In his explanation he defines peda­gogical thought fullness as "the way that educators grow, change and deepen their sense of self as a result of reflection and living with children." The author contends that teaching is a mutually satisfying act. The students gain from the work of a caring teacher and the teacher grows professionally and personally as he or she expends energy and caring upon the students in his or her charge.

Van Manen states that out of the parental responsibility to fulfill their primary pedagogical responsibility in educating their children flows the educator's duty to provide care in loco parentis. Thus, what is relevant for the parent is also important in the relation­ship between child and teacher. He charges that teachers need to become more reflective of what in loco parentis entails.

Using several anecdotes of teacher-student relationships as his basis, the author goes on to demonstrate that "coping" is not enough: "it is not enough if we fail to act as true teachers or parents as a positive influence on our children." He also states, "The essence of true teaching does not lie in technical expertise but in a complex of pedagogi­cal qualities."

The author introduces the text as having been written for beginning teachers who want to "feel enabled and inspired" but also for experienced teachers who may be "prompted lo become more reflective about their everyday professional lives." In this light, the author has certainly accom­plished his purpose. Whether one accepts his promise or not, the book causes both beginning and seasoned professionals to reconsider their teach­ing strategies, re-evaluate their priori­ties, and rethink their relationships with students.

The book is clearly written and well organized and the anecdotes help to illustrate the points of the author's argument.
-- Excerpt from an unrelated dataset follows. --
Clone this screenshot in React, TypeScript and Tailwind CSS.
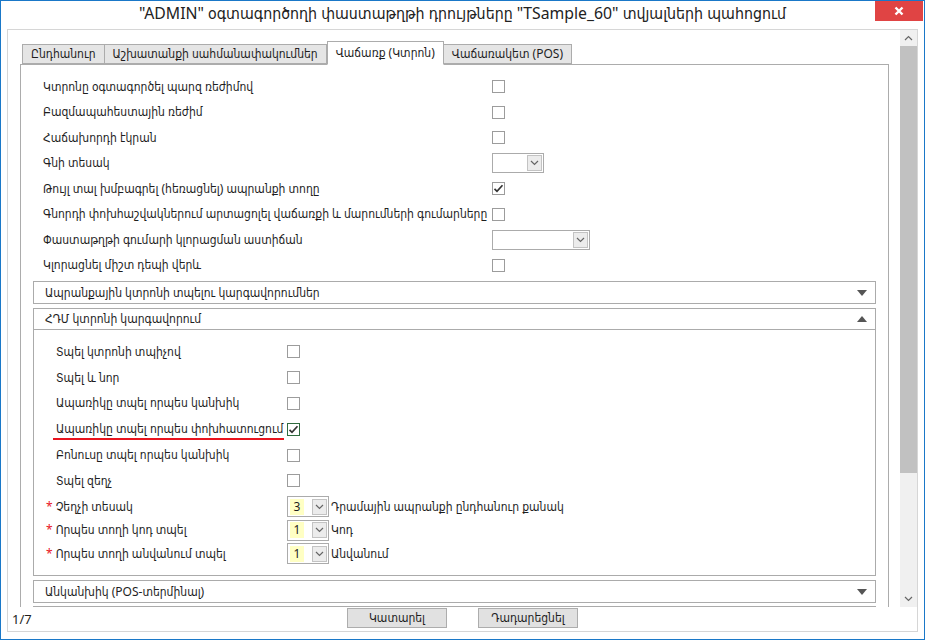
import React from "react";

const FONT = "font-['Noto_Sans','DejaVu_Sans_Condensed','DejaVu_Sans',sans-serif]";

const Check = ({ checked = false, focus = false }: { checked?: boolean; focus?: boolean }) => (
  <span
    className={
      focus
        ? "w-[13px] h-[13px] border border-[#2f6b3f] bg-white flex items-center justify-center"
        : "w-[13px] h-[13px] border border-[#9c9c9c] bg-white flex items-center justify-center"
    }
  >
    {checked && (
      <svg width="11" height="11" viewBox="0 0 11 11">
        <path d="M1.5 5.8 L4 8.3 L9.5 2.2" fill="none" stroke="#333" strokeWidth="1.7" />
      </svg>
    )}
  </span>
);

const Chevron = ({ up = false }: { up?: boolean }) => (
  <svg width="9" height="6" viewBox="0 0 9 6">
    <path d={up ? "M1 5 L4.5 1.5 L8 5" : "M1 1 L4.5 4.5 L8 1"} fill="none" stroke="#666" strokeWidth="1.2" />
  </svg>
);

const Tri = ({ up = false }: { up?: boolean }) => (
  <svg width="10" height="6" viewBox="0 0 10 6">
    <path d={up ? "M0 6 L5 0 L10 6 Z" : "M0 0 L10 0 L5 6 Z"} fill="#555" />
  </svg>
);

const DropBtn = () => (
  <span className="w-[15px] h-[16px] border border-[#c3c3c3] bg-[#ececec] flex items-center justify-center">
    <Chevron />
  </span>
);

const Select = ({ width }: { width: string }) => (
  <span className={`${width} h-[20px] border border-[#ababab] bg-white flex items-center justify-end pr-[1px]`}>
    <DropBtn />
  </span>
);

const mainRows: { label: string; ctl: React.ReactNode }[] = [
  { label: "Կտրոնը օգտագործել պարզ ռեժիմով", ctl: <Check /> },
  { label: "Բազմապահեստային ռեժիմ", ctl: <Check /> },
  { label: "Հաճախորդի էկրան", ctl: <Check /> },
  { label: "Գնի տեսակ", ctl: <Select width="w-[52px]" /> },
  { label: "Թույլ տալ խմբագրել (հեռացնել) ապրանքի տողը", ctl: <Check checked /> },
  { label: "Գնորդի փոխհաշվակներում արտացոլել վաճառքի և մարումների գումարները", ctl: <Check /> },
  { label: "Փաստաթղթի գումարի կլորացման աստիճան", ctl: <Select width="w-[98px]" /> },
  { label: "Կլորացնել միշտ դեպի վերև", ctl: <Check /> },
];

const hdmRows: { label: string; checked?: boolean; focus?: boolean; underline?: boolean }[] = [
  { label: "Տպել կտրոնի տպիչով" },
  { label: "Տպել և նոր" },
  { label: "Ապառիկը տպել որպես կանխիկ" },
  { label: "Ապառիկը տպել որպես փոխհատուցում", checked: true, focus: true, underline: true },
  { label: "Բոնուսը տպել որպես կանխիկ" },
  { label: "Տպել զեղչ" },
];

const reqRows = [
  { label: "Չեղչի տեսակ", value: "3", text: "Դրամային ապրանքի ընդհանուր քանակ" },
  { label: "Որպես տողի կոդ տպել", value: "1", text: "Կոդ" },
  { label: "Որպես տողի անվանում տպել", value: "1", text: "Անվանում" },
];

const tabs = ["Ընդհանուր", "Աշխատանքի սահմանափակումներ", "Վաճառք (Կտրոն)", "Վաճառակետ (POS)"];

const Header = ({ title, open = false }: { title: string; open?: boolean }) => (
  <div
    className={
      open
        ? "h-[21px] flex items-center justify-between pl-[11px] pr-[8px] border-b border-[#ababab]"
        : "h-[21px] flex items-center justify-between pl-[11px] pr-[8px]"
    }
  >
    <span>{title}</span>
    <Tri up={open} />
  </div>
);

export default function App() {
  return (
    <div className={`w-[925px] h-[640px] border border-[#1a78c8] bg-white flex flex-col overflow-hidden text-[12px] text-[#1e1e1e] whitespace-nowrap ${FONT}`}>
      {/* title bar */}
      <div className="h-[28px] relative flex items-center justify-center">
        <span className="text-[15.8px] text-[#222] -mt-[2px]">
          "ADMIN" օգտագործողի փաստաթղթի դրույթները "TSample_60" տվյալների պահոցում
        </span>
        <div className="absolute top-[-1px] right-[1px] w-[48px] h-[21px] bg-[#e04444] flex items-center justify-center">
          <svg width="10" height="10" viewBox="0 0 10 10">
            <path d="M1.5 1.5 L8.5 8.5 M8.5 1.5 L1.5 8.5" stroke="#fff" strokeWidth="2.4" />
          </svg>
        </div>
      </div>

      <div className="flex-1 px-[6px] pb-[7px] flex">
        <div className="flex-1 border border-[#d6d6d6] flex flex-col">
          <div className="h-[577px] flex">
            {/* scrollable content */}
            <div className="flex-1 overflow-hidden pt-[11px] pl-[12px] pr-[11px]">
              <div className="flex items-end pl-[2px] h-[23px]">
                {tabs.map((t, i) =>
                  i === 2 ? (
                    <div
                      key={t}
                      className="h-[24px] -mb-[1px] px-[8px] bg-white border border-[#acacac] border-b-white flex items-center relative z-10"
                    >
                      {t}
                    </div>
                  ) : (
                    <div
                      key={t}
                      className={
                        i === 0
                          ? "h-[20px] px-[8px] bg-[#e5e5e5] border border-[#acacac] flex items-center"
                          : "h-[20px] px-[8px] bg-[#e5e5e5] border border-l-0 border-[#acacac] flex items-center"
                      }
                    >
                      {t}
                    </div>
                  )
                )}
              </div>
              <div className="border border-[#acacac] bg-white h-[700px] pt-[9px] px-[12px]">
                <div className="pl-[10px]">
                  {mainRows.map((r) => (
                    <div key={r.label} className="h-[25.5px] flex items-center">
                      <span className="w-[449px]">{r.label}</span>
                      {r.ctl}
                    </div>
                  ))}
                </div>

                <div className="mt-[3px] border border-[#ababab]">
                  <Header title="Ապրանքային կտրոնի տպելու կարգավորումներ" />
                </div>

                <div className="mt-[4px] border border-[#ababab]">
                  <Header title="ՀԴՄ կտրոնի կարգավորում" open />
                  <div className="pt-[9px] pb-[10px]">
                    {hdmRows.map((r) => (
                      <div key={r.label} className="h-[25.8px] flex items-center pl-[22px]">
                        <span className="w-[231px] relative">
                          {r.label}
                          {r.underline && (
                            <span className="absolute left-[-3px] right-[3px] bottom-[-2px] h-[2px] bg-[#e8141e]" />
                          )}
                        </span>
                        <Check checked={r.checked} focus={r.focus} />
                      </div>
                    ))}
                    <div className="mt-[1px]">
                      {reqRows.map((r) => (
                        <div key={r.label} className="h-[23.5px] flex items-center pl-[12px]">
                          <span className="w-[241px]">
                            <span className="text-[#e8141e] mr-[3px]">*</span>
                            {r.label}
                          </span>
                          <span className="w-[42px] h-[21px] border border-[#ababab] bg-white flex items-center pl-[2px] pr-[1px] justify-between">
                            <span className="w-[14px] h-[16px] bg-[#ffffc4] flex items-center justify-center text-[12px]">{r.value}</span>
                            <DropBtn />
                          </span>
                          <span className="ml-[2px]">{r.text}</span>
                        </div>
                      ))}
                    </div>
                  </div>
                </div>

                <div className="mt-[4px] border border-[#ababab]">
                  <Header title="Անկանխիկ (POS-տերմինալ)" />
                </div>
                <div className="mt-[3px] border border-[#ababab] h-[22px]" />
              </div>
            </div>

            {/* scrollbar */}
            <div className="w-[17px] bg-[#f0f0f0] flex flex-col">
              <div className="h-[16px] flex items-center justify-center">
                <Chevron up />
              </div>
              <div className="h-[427px] bg-[#c1c1c1]" />
              <div className="flex-1" />
              <div className="h-[17px] flex items-center justify-center">
                <Chevron />
              </div>
            </div>
          </div>

          {/* footer */}
          <div className="flex-1 relative flex items-start">
            <span className="absolute left-[4px] bottom-[2px] text-[13px]">1/7</span>
            <div className="ml-[339px] mt-[1px] flex gap-[31px]">
              <button className="w-[100px] h-[20px] border border-[#adadad] bg-[#e1e1e1] flex items-center justify-center">
                Կատարել
              </button>
              <button className="w-[100px] h-[20px] border border-[#adadad] bg-[#e1e1e1] flex items-center justify-center">
                Դադարեցնել
              </button>
            </div>
          </div>
        </div>
      </div>
    </div>
  );
}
Within the two hundred pages of this volume, the author has attempted to focus on these questions: what are the makings of a good educa­tor? How do thoughtful teachers act? What knowledge contributes to reflec­tive pedagogy?

Any of the questions might have filled the entire volume and herein lies the difficulty. The text is very idealistic and attempts to cover three very broad questions in a short text. However, the author's passion for kids shines through, and the reader is left with many questions unanswered but a great deal to think about. After all, isn't this the purpose of a philosophical document?
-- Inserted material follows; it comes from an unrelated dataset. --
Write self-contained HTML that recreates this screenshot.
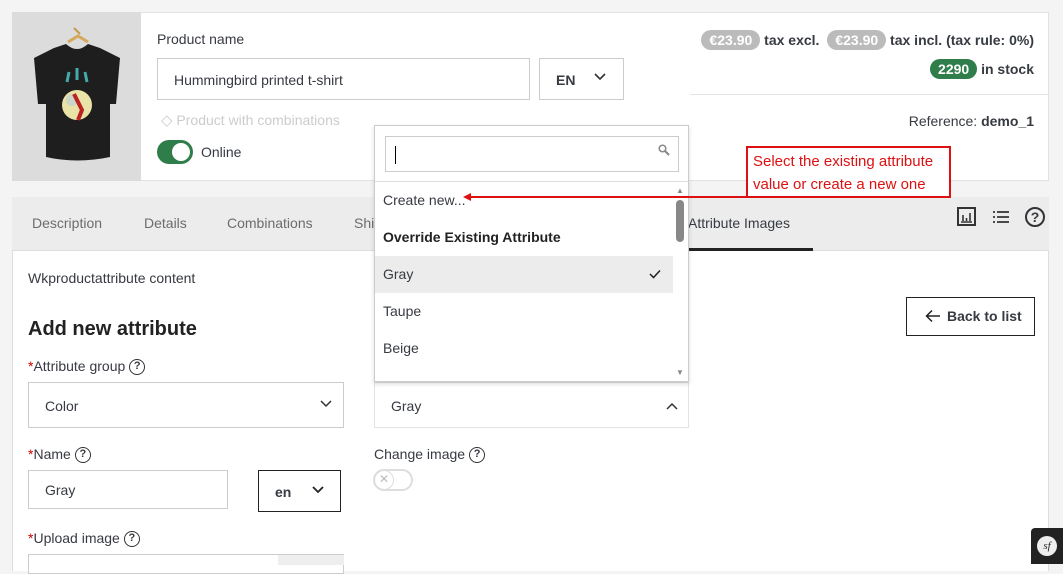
<!DOCTYPE html>
<html><head><meta charset="utf-8"><style>
*{box-sizing:border-box;margin:0;padding:0}
body{width:1063px;height:564px;overflow:hidden;background:#f4f4f4;font-family:"Liberation Sans",sans-serif;font-size:14px;color:#363a41;position:relative}
.a{position:absolute}
.box{position:absolute;border:1px solid #ddd;background:#fff}
.pill{display:inline-block;border-radius:10px;padding:0 8px;height:20px;line-height:20px;color:#fff;font-weight:bold;font-size:14px}
.q{display:inline-block;width:16px;height:16px;border:1.5px solid #333;border-radius:50%;font-size:11px;line-height:13px;text-align:center;font-weight:bold;vertical-align:middle;margin-left:4px}
.lbl{font-size:14px;color:#363a41}
.red{color:#c00}
.chev{position:absolute}
</style></head><body>
<div class="a" style="left:12px;top:12px;width:1037px;height:169px;background:#fff;border:1px solid #e2e2e2"></div>
<div class="a" style="left:12px;top:12px;width:129px;height:169px;background:#dcdcdc">
<svg width="129" height="169" viewBox="0 0 129 169"><path d="M62 16 L68 22" stroke="#c89a4a" stroke-width="2"/><path d="M56 30 L66 24 L76 30" stroke="#d6a85a" stroke-width="3" fill="none"/><path d="M42 36 L54 32 Q65 42 76 32 L88 36 L108 46 L104 92 L98 92 L98 145 Q65 152 34 145 L34 92 L26 92 L22 46 Z" fill="#1e1e1e"/><circle cx="65" cy="93" r="15" fill="#e9e3a8"/><circle cx="60" cy="88" r="6" fill="#bcd" opacity=".6"/><path d="M62 82 L70 98 L66 108" stroke="#b22" stroke-width="4" fill="none"/><path d="M55 70 L57 60 M65 68 L65 56 M75 70 L73 60" stroke="#4aa" stroke-width="3"/></svg></div>
<div class="a lbl" style="left:157px;top:31px">Product name</div>
<div class="box" style="left:157px;top:58px;width:373px;height:42px;border-color:#ccc;padding:13px 16px">Hummingbird printed t-shirt</div>
<div class="box" style="left:539px;top:58px;width:85px;height:42px;border-color:#ccc;padding:13px 16px;font-weight:bold">EN</div>
<svg class="chev" style="left:594px;top:73px" width="12" height="8" viewBox="0 0 12 8"><path d="M1 1 L6 6 L11 1" stroke="#333" stroke-width="1.6" fill="none"/></svg>
<div class="a" style="left:161px;top:111px;color:#ccc"><span style="font-size:15px">◇</span> Product with combinations</div>
<div class="a" style="left:157px;top:140px;width:36px;height:24px;border-radius:12px;background:#2f7d4a"><div style="position:absolute;right:3px;top:3px;width:18px;height:18px;border-radius:50%;background:#fff"></div></div>
<div class="a" style="left:201px;top:144px">Online</div>
<div class="a" style="right:29px;top:30px;font-weight:bold;font-size:14px"><span class="pill" style="background:#bbb">€23.90</span> tax excl. <span class="pill" style="background:#bbb;margin-left:4px">€23.90</span> tax incl. (tax rule: 0%)</div>
<div class="a" style="right:29px;top:59px;font-weight:bold"><span class="pill" style="background:#2f7d4a">2290</span> in stock</div>
<div class="a" style="left:690px;top:94px;width:359px;height:1px;background:#e5e5e5"></div>
<div class="a" style="right:29px;top:113px">Reference: <b>demo_1</b></div>
<div class="a" style="left:12px;top:197px;width:1037px;height:54px;background:#ececec;border-bottom:1px solid #ddd"></div>
<div class="a" style="left:32px;top:215px;color:#6c6c6c">Description</div>
<div class="a" style="left:144px;top:215px;color:#6c6c6c">Details</div>
<div class="a" style="left:227px;top:215px;color:#6c6c6c">Combinations</div>
<div class="a" style="left:354px;top:215px;color:#6c6c6c">Shi</div>
<div class="a" style="left:688px;top:215px;color:#363a41">Attribute Images</div>
<div class="a" style="left:688px;top:248px;width:125px;height:3px;background:#222"></div>
<svg class="chev" style="left:957px;top:207px" width="20" height="20" viewBox="0 0 20 20"><rect x="1" y="1" width="17" height="17" fill="none" stroke="#333" stroke-width="2"/><path d="M6 8v6M9.5 11v3M13 6v8M4 15h11" stroke="#333" stroke-width="1.6"/></svg>
<svg class="chev" style="left:992px;top:210px" width="18" height="14" viewBox="0 0 18 14"><path d="M1 2h2M5 2h12M1 7h2M5 7h12M1 12h2M5 12h12" stroke="#333" stroke-width="1.8"/></svg>
<div class="a" style="left:1025px;top:207px;width:20px;height:20px;border:2px solid #333;border-radius:50%;text-align:center;font-weight:bold;line-height:16px">?</div>
<div class="a" style="left:12px;top:251px;width:1037px;height:320px;background:#fff;border-left:1px solid #ddd;border-right:1px solid #ddd"></div>
<div class="a" style="left:28px;top:270px">Wkproductattribute content</div>
<div class="a" style="left:28px;top:318px;font-size:20px;font-weight:bold;color:#222">Add new attribute</div>
<div class="a" style="left:906px;top:297px;width:129px;height:39px;border:1.5px solid #222;padding:10px 0 0 40px;font-weight:bold">Back to list</div>
<svg class="chev" style="left:925px;top:309px" width="16" height="14" viewBox="0 0 16 14"><path d="M15 7H2M7 1.5L1.5 7L7 12.5" stroke="#222" stroke-width="1.5" fill="none"/></svg>
<div class="a" style="left:28px;top:358px"><span class="red">*</span>Attribute group<span class="q">?</span></div>
<div class="box" style="left:28px;top:382px;width:316px;height:46px;border-color:#ccc;padding:15px 16px">Color</div>
<svg class="chev" style="left:320px;top:400px" width="12" height="8" viewBox="0 0 12 8"><path d="M1 1 L6 6 L11 1" stroke="#333" stroke-width="1.5" fill="none"/></svg>
<div class="box" style="left:374px;top:382px;width:315px;height:46px;border-color:#e3e3e3;padding:15px 16px">Gray</div>
<svg class="chev" style="left:666px;top:402px" width="12" height="8" viewBox="0 0 12 8"><path d="M1 7 L6 2 L11 7" stroke="#333" stroke-width="1.5" fill="none"/></svg>
<div class="a" style="left:28px;top:446px"><span class="red">*</span>Name<span class="q">?</span></div>
<div class="box" style="left:28px;top:470px;width:200px;height:39px;border-color:#ccc;padding:11px 16px">Gray</div>
<div class="a" style="left:258px;top:470px;width:83px;height:42px;border:1.5px solid #222;padding:13px 16px;font-weight:bold">en</div>
<svg class="chev" style="left:312px;top:486px" width="12" height="8" viewBox="0 0 12 8"><path d="M1 1 L6 6 L11 1" stroke="#222" stroke-width="1.8" fill="none"/></svg>
<div class="a" style="left:374px;top:446px">Change image<span class="q">?</span></div>
<div class="a" style="left:373px;top:469px;width:40px;height:22px;border:2px solid #ddd;border-radius:11px"><div style="position:absolute;left:-1px;top:-1px;width:20px;height:20px;border:1.5px solid #ddd;border-radius:50%;text-align:center;color:#bbb;font-size:12px;line-height:17px">✕</div></div>
<div class="a" style="left:28px;top:530px"><span class="red">*</span>Upload image<span class="q">?</span></div>
<div class="box" style="left:28px;top:554px;width:316px;height:20px;border-color:#ccc"></div>
<div class="a" style="left:278px;top:555px;width:66px;height:10px;background:#eee"></div>
<div class="box" style="left:374px;top:125px;width:315px;height:257px;border-color:#ccc;box-shadow:0 2px 4px rgba(0,0,0,.15)">
<div class="a" style="left:10px;top:10px;width:294px;height:36px;border:1px solid #ccc"><div style="position:absolute;left:9px;top:9px;width:1px;height:18px;background:#000"></div>
<svg style="position:absolute;right:8px;top:7px" width="12" height="12" viewBox="0 0 12 12"><circle cx="4.5" cy="4.5" r="3.3" stroke="#888" stroke-width="1.5" fill="none"/><path d="M7 7L11 11" stroke="#888" stroke-width="2"/></svg></div>
<div class="a" style="left:0;top:55px;width:313px;height:1px;background:#ddd"></div>
<div class="a" style="left:8px;top:66px">Create new...</div>
<div class="a" style="left:8px;top:103px;font-weight:bold;color:#222">Override Existing Attribute</div>
<div class="a" style="left:0;top:130px;width:298px;height:37px;background:#ececec"></div>
<div class="a" style="left:8px;top:140px">Gray</div>
<svg class="chev" style="left:274px;top:143px" width="12" height="10" viewBox="0 0 12 10"><path d="M1 5L4.5 8.5L11 1.5" stroke="#222" stroke-width="1.5" fill="none"/></svg>
<div class="a" style="left:8px;top:177px">Taupe</div>
<div class="a" style="left:8px;top:214px">Beige</div>
<div class="a" style="left:301px;top:74px;width:8px;height:42px;border-radius:4px;background:#888"></div>
<div class="a" style="left:301px;top:60px;font-size:8px;color:#888">▲</div>
<div class="a" style="left:301px;top:242px;font-size:8px;color:#888">▼</div>
</div>
<div class="a" style="left:466px;top:196px;width:280px;height:2px;background:#d11"></div>
<div class="a" style="left:463px;top:193px;width:0;height:0;border-top:4px solid transparent;border-bottom:4px solid transparent;border-right:8px solid #d11"></div>
<div class="a" style="left:746px;top:146px;width:205px;height:52px;border:2px solid #d11;background:#fff;color:#d11;font-size:15px;line-height:23px;padding:2px 5px">Select the existing attribute value or create a new one</div>
<div class="a" style="left:1031px;top:528px;width:32px;height:36px;background:#222;border-radius:4px 0 0 0"><div style="position:absolute;left:6px;top:8px;width:20px;height:20px;border-radius:50%;background:#eee;color:#222;font-size:11px;text-align:center;line-height:20px;font-style:italic;font-family:'Liberation Serif',serif">sf</div></div>
</body></html>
I found this book stimulating, thought provoking and somewhat unsettling in that it nudges even the most experienced and accomplished teacher to rethink his or her values. I would recommend this text for faculty of education courses at both the pre-service and in-service levels. It is also recommended acquisition for profes­sional libraries. The Tact of Teaching is the type of text that irritates one into reconsidering one's teaching philosophy and prompts one to alter pedagogical strategies and relationships with students!

Gail Lennon, Walkerton District Secondary School, Walkerton, Ont.